Hint:$7$; $77$; $777$; $7777$
I know that I am supposed to use the pigeonhole principle, but I can't figure out how. I know that it probably comes down to proving that all odd numbers divide some number of the form $7, 77, 777$, etc.

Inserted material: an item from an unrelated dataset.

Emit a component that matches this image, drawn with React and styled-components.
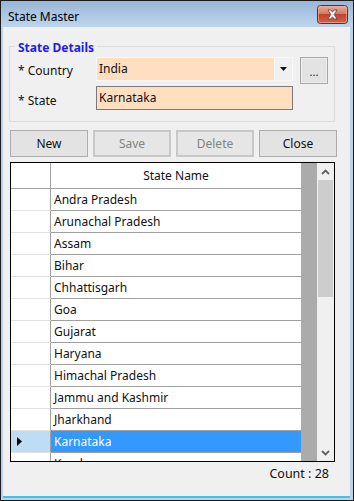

Consider the set of numbers $7 \times \sum_{i=0}^{M} 10^i$ for $M=0, \cdots N$ (That is the set of numbers, of length $1$ to $N+1$, all of whose digits are $7$). There are $N+1$ elements. Now consider them modulo $N$ . By the pigeon hole principle, there must be two that are congruent, subtract these and they will be divisible by $N$.
Edit:
Let $a_{M} = 7 \times \sum_{i=0}^{M} 10^i$ (The $M+1$ digit number consisiting of only $7$'s) and $a_{M} \equiv b_{M} \pmod {N}$. There are only $N$ possible values for the $b$'s, so by the PHP there exist two $M$ values that are equal, say $p$ and $q$ (with $p>q$). We have $ a_{p} \equiv a_q \pmod {N}$. "Subtract these" and we have
\begin{eqnarray*}
a_{p} - a_q = \underbrace{7 \cdots 7 }_{p-q \text{ 7's}} \underbrace{0 \cdots 0 }_{q+1 \text{ 0's}} \equiv 0 \pmod {N}.
\end{eqnarray*}
Take some integer $n$. Consider the numbers $$x_i= \underbrace{77...77}_i \text{ mod } n\qquad\text{for $i\in\Bbb N$}$$
The pidgeonhole principle tells you that there are $x_i=x_j$ with $i> j$. Then we have $(x_i-x_j)\equiv 0 \pmod n$ (i.e. $n$ divides $x_i-x_j$), as well as
$$x_i-x_j = \underbrace{77...77}_{i-j}\overbrace{00...00}^{j}.$$